Entries:
"""
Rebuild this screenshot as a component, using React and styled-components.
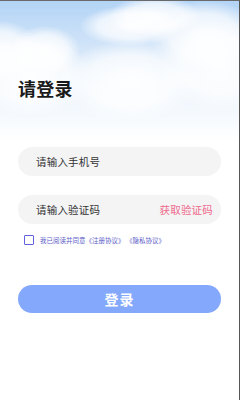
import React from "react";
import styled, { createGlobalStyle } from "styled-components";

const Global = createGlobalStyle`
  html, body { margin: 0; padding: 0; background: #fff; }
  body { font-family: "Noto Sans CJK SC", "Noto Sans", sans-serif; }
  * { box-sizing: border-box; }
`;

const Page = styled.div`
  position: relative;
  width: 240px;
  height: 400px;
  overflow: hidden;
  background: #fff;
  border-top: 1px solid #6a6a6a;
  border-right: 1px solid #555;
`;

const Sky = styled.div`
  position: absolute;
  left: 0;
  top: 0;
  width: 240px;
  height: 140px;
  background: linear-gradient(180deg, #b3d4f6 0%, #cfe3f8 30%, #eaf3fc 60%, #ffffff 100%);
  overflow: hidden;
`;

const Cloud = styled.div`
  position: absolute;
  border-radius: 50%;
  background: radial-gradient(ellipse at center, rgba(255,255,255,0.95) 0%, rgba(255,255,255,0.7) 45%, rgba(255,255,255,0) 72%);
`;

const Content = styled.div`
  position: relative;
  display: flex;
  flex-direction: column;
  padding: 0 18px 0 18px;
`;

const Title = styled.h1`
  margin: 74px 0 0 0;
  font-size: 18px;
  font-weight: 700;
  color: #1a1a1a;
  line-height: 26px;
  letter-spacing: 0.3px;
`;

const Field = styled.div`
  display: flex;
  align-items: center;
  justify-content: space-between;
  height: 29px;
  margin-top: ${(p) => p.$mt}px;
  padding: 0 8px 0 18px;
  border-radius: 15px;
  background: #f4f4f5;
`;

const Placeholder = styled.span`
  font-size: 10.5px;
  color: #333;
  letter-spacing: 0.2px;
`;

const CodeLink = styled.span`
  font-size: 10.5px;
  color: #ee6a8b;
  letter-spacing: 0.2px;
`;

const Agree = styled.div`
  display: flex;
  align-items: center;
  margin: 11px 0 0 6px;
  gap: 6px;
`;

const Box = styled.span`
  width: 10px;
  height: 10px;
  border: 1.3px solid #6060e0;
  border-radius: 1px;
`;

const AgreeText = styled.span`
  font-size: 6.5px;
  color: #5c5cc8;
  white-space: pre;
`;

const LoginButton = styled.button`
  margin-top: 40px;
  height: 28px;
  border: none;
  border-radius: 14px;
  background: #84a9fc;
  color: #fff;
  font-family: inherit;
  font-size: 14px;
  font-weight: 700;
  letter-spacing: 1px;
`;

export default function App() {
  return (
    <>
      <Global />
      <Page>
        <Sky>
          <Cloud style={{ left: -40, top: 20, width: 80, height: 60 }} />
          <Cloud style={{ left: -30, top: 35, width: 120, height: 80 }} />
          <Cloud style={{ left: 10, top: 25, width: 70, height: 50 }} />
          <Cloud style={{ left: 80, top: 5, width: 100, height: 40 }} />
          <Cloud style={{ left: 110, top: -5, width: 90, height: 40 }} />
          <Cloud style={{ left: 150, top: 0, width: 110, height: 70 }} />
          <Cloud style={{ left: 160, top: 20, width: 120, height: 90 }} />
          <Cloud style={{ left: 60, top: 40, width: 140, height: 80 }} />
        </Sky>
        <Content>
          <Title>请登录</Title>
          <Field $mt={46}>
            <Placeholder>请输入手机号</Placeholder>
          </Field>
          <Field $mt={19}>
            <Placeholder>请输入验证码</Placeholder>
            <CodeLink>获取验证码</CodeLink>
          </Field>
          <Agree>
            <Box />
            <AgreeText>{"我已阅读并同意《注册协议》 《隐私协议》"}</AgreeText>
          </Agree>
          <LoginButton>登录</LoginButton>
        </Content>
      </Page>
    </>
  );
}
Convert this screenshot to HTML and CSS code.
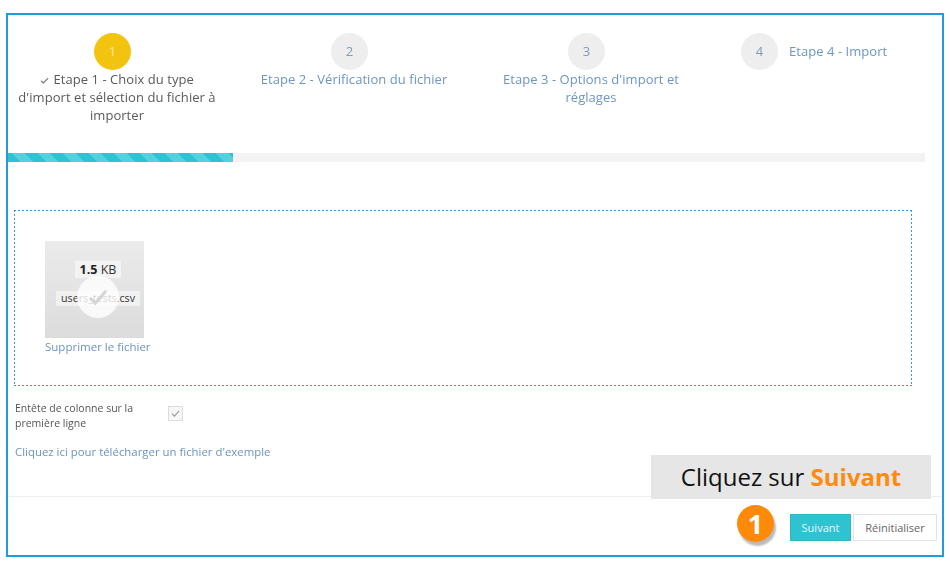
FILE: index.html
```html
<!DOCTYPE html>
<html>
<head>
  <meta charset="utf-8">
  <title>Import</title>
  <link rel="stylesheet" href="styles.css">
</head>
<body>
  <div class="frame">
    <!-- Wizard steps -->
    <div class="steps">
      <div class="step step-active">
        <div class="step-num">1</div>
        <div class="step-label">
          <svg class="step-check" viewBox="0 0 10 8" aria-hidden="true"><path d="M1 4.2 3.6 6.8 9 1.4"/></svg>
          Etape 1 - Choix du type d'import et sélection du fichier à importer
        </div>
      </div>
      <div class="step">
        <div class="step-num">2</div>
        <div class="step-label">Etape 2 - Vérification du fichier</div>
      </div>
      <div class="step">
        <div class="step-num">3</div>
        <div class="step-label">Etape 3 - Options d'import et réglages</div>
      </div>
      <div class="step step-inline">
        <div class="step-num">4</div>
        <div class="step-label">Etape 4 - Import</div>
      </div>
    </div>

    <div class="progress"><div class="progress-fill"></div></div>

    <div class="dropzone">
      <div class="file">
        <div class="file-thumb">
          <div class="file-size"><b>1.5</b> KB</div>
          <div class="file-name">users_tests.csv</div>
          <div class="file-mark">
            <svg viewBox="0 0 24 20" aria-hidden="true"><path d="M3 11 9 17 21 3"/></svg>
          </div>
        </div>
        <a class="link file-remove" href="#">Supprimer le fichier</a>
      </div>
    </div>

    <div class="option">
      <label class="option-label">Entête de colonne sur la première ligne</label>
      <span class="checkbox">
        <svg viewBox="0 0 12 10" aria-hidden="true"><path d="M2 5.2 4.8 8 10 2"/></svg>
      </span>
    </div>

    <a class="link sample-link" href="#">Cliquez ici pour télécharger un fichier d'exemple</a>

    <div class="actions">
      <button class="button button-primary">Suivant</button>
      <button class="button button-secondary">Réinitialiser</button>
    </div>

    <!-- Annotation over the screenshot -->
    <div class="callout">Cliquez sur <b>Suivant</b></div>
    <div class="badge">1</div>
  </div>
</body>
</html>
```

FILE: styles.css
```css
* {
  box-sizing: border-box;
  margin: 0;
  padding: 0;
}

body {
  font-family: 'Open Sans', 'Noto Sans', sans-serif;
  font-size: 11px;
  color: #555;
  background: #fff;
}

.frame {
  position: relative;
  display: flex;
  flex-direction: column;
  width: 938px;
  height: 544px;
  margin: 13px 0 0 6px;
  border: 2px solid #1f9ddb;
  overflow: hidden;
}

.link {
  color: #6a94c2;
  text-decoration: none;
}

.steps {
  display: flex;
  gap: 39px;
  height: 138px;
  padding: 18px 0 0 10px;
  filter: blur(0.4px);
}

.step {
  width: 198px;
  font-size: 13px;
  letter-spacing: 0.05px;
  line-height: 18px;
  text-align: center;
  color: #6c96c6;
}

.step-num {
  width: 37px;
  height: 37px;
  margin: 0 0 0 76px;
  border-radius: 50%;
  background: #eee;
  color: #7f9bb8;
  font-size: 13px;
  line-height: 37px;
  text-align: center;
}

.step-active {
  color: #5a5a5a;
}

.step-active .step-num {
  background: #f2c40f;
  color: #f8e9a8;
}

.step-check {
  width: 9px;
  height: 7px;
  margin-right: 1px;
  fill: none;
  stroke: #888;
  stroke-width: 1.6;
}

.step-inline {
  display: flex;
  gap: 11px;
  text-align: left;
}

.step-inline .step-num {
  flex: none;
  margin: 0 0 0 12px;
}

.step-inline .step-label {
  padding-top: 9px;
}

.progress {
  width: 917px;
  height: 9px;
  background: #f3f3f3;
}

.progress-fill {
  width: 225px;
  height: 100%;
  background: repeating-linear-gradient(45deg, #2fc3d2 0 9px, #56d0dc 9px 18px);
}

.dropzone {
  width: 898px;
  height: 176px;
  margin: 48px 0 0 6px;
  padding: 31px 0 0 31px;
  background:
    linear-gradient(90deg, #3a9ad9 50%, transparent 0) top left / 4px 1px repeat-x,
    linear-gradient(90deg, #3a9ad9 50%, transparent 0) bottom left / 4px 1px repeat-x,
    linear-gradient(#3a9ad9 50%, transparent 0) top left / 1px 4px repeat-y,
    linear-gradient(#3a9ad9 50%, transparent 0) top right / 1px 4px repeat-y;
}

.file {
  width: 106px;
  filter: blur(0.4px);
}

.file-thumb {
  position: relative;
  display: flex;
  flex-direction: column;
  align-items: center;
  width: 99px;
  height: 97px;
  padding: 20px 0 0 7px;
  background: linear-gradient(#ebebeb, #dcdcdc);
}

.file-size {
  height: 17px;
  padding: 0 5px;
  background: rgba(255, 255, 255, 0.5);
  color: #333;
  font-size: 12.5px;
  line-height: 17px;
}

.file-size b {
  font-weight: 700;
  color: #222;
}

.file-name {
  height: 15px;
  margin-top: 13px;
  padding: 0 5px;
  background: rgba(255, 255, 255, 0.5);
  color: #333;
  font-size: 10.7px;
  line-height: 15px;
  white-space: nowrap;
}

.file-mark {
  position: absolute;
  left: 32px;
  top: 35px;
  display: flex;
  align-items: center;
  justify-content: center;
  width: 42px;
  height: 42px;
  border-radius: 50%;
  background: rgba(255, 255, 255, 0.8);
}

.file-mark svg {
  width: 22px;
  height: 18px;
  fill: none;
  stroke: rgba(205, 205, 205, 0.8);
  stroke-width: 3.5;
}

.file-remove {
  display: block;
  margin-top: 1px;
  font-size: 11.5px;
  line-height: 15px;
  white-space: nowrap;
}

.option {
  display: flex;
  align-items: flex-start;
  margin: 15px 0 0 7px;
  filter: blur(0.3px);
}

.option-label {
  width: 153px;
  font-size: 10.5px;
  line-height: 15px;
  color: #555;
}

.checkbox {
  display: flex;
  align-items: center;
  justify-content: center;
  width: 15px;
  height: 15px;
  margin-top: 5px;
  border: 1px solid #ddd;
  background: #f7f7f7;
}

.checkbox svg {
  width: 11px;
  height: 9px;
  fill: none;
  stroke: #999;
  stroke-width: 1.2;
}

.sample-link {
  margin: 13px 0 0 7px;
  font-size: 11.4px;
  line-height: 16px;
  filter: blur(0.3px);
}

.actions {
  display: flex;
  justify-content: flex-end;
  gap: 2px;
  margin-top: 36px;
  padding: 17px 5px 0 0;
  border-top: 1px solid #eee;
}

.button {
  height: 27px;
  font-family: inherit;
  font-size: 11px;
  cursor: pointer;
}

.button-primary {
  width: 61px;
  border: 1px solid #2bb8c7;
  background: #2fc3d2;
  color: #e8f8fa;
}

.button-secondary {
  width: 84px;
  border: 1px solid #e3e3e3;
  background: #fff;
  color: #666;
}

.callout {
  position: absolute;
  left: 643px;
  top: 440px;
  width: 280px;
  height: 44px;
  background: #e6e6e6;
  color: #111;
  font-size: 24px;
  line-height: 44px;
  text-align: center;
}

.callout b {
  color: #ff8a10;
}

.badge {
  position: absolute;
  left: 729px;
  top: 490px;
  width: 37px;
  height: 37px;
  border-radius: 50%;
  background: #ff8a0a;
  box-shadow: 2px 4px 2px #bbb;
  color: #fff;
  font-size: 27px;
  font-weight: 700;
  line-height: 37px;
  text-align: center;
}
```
"""
Find every line in the records above that holds the word "screenshot", and copy each one.

Result for this task:
Rebuild this screenshot as a component, using React and styled-components.
Convert this screenshot to HTML and CSS code.
    <!-- Annotation over the screenshot -->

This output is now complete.